Switch statement in R Programming - Time & Space Complexity
We want to see how the time it takes to run a switch statement changes as the number of cases grows.
How does adding more choices affect the work done?
Analyze the time complexity of the following code snippet.
value <- "B"
switch(value,
A = print("Option A"),
B = print("Option B"),
C = print("Option C"),
D = print("Option D"),
print("Default option"))
This code checks the value and prints a matching message from several options.
Identify the loops, recursion, array traversals that repeat.
- Primary operation: Checking each case label one by one until a match is found.
- How many times: Up to the number of cases in the switch statement.
As the number of cases grows, the time to find the matching case grows roughly in a straight line.
| Input Size (number of cases) | Approx. Operations |
|---|---|
| 10 | Up to 10 checks |
| 100 | Up to 100 checks |
| 1000 | Up to 1000 checks |
Pattern observation: The work grows directly with the number of cases, like counting up one by one.
Time Complexity: O(n)
This means the time to find the right case grows in a straight line as you add more cases.

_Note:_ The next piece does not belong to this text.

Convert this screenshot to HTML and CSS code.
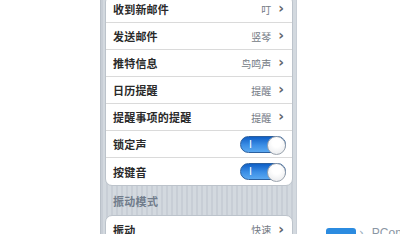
FILE: index.html
```html
<!DOCTYPE html>
<html>
<head>
<meta charset="utf-8">
<link rel="stylesheet" href="styles.css">
</head>
<body>
<div class="page">
  <div class="panel">
    <div class="group first">
      <div class="row"><span class="label">收到新邮件</span><span class="value">叮</span><span class="chev">›</span></div>
      <div class="row"><span class="label">发送邮件</span><span class="value">竖琴</span><span class="chev">›</span></div>
      <div class="row"><span class="label">推特信息</span><span class="value">鸟鸣声</span><span class="chev">›</span></div>
      <div class="row"><span class="label">日历提醒</span><span class="value">提醒</span><span class="chev">›</span></div>
      <div class="row"><span class="label">提醒事项的提醒</span><span class="value">提醒</span><span class="chev">›</span></div>
      <div class="row"><span class="label">锁定声</span><span class="toggle"><span class="on">I</span><span class="knob"></span></span></div>
      <div class="row"><span class="label">按键音</span><span class="toggle"><span class="on">I</span><span class="knob"></span></span></div>
    </div>
    <div class="section">振动模式</div>
    <div class="group">
      <div class="row"><span class="label">振动</span><span class="value">快速</span><span class="chev">›</span></div>
    </div>
  </div>
  <div class="mark">
    <span class="mark-box"></span><span class="mark-arrow">›</span><span class="mark-text">PConline</span>
  </div>
</div>
</body>
</html>
```
FILE: styles.css
```css
html, body {
  margin: 0;
  padding: 0;
  background: #ffffff;
}
body {
  width: 400px;
  height: 234px;
  overflow: hidden;
  font-family: "Noto Sans CJK SC", "Noto Sans", sans-serif;
}
.page {
  display: flex;
  align-items: flex-start;
  height: 234px;
  overflow: hidden;
}
.panel {
  flex-shrink: 0;
  margin-left: 100px;
  width: 197px;
  height: 260px;
  box-sizing: border-box;
  padding: 0 4px 0 4px;
  background-color: #cdd3da;
  background-image: repeating-linear-gradient(90deg, #c8ced6 0px, #c8ced6 2px, #d3d9df 2px, #d3d9df 5px);
  border-left: 1px solid #b9c0c8;
}
.group {
  background: #ffffff;
  border-radius: 7px;
  border: 1px solid #bcc3cb;
  overflow: hidden;
}
.group.first {
  margin-top: -5px;
}
.row {
  height: 26px;
  display: flex;
  align-items: center;
  padding: 0 8px 0 7px;
  border-bottom: 1px solid #dadada;
}
.row:last-child {
  border-bottom: none;
  height: 27px;
}
.label {
  flex: 1;
  font-size: 11px;
  font-weight: 700;
  color: #2a2a2a;
  letter-spacing: 0.2px;
}
.value {
  font-size: 10px;
  color: #737a84;
  margin-right: 7px;
}
.chev {
  font-family: "DejaVu Sans", sans-serif;
  font-size: 14px;
  font-weight: 700;
  color: #5f646b;
  line-height: 1;
  margin-top: -2px;
}
.toggle {
  position: relative;
  flex-shrink: 0;
  width: 46px;
  height: 17px;
  border-radius: 9px;
  background: linear-gradient(#0f5fc6, #3c8fe6 55%, #5aa8f0);
  border: 1px solid #2b5f9e;
  box-sizing: border-box;
  margin-right: -2px;
}
.on {
  position: absolute;
  left: 8px;
  top: 1px;
  font-family: "DejaVu Sans", sans-serif;
  font-size: 10px;
  color: #ffffff;
  line-height: 13px;
}
.knob {
  position: absolute;
  right: -1px;
  top: -1px;
  width: 17px;
  height: 17px;
  border-radius: 50%;
  background: radial-gradient(circle at 50% 35%, #ffffff 30%, #e4e6e9 100%);
  border: 1px solid #9aa3ad;
}
.section {
  height: 29px;
  display: flex;
  align-items: center;
  padding-left: 8px;
  font-size: 11px;
  font-weight: 700;
  color: #707c8b;
  letter-spacing: 0.3px;
}
.mark {
  flex-shrink: 0;
  margin-top: 228px;
  margin-left: 29px;
  display: flex;
  align-items: flex-start;
}
.mark-box {
  width: 30px;
  height: 10px;
  border-radius: 3px;
  background: #2b8be0;
}
.mark-arrow {
  font-family: "DejaVu Sans", sans-serif;
  font-size: 12px;
  color: #9ab;
  line-height: 10px;
  margin-left: 3px;
}
.mark-text {
  font-family: "Liberation Sans", sans-serif;
  font-size: 12px;
  color: #8a96a4;
  line-height: 10px;
  margin-left: 8px;
}
```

[X] Wrong: "The switch statement always runs in constant time no matter how many cases there are."
[OK] Correct: Actually, the switch checks cases one by one until it finds a match, so more cases mean more checks and more time.
Understanding how switch statements scale helps you explain how your code handles many choices efficiently and shows you think about performance clearly.
"What if the switch statement used a hash map or dictionary internally? How would the time complexity change?"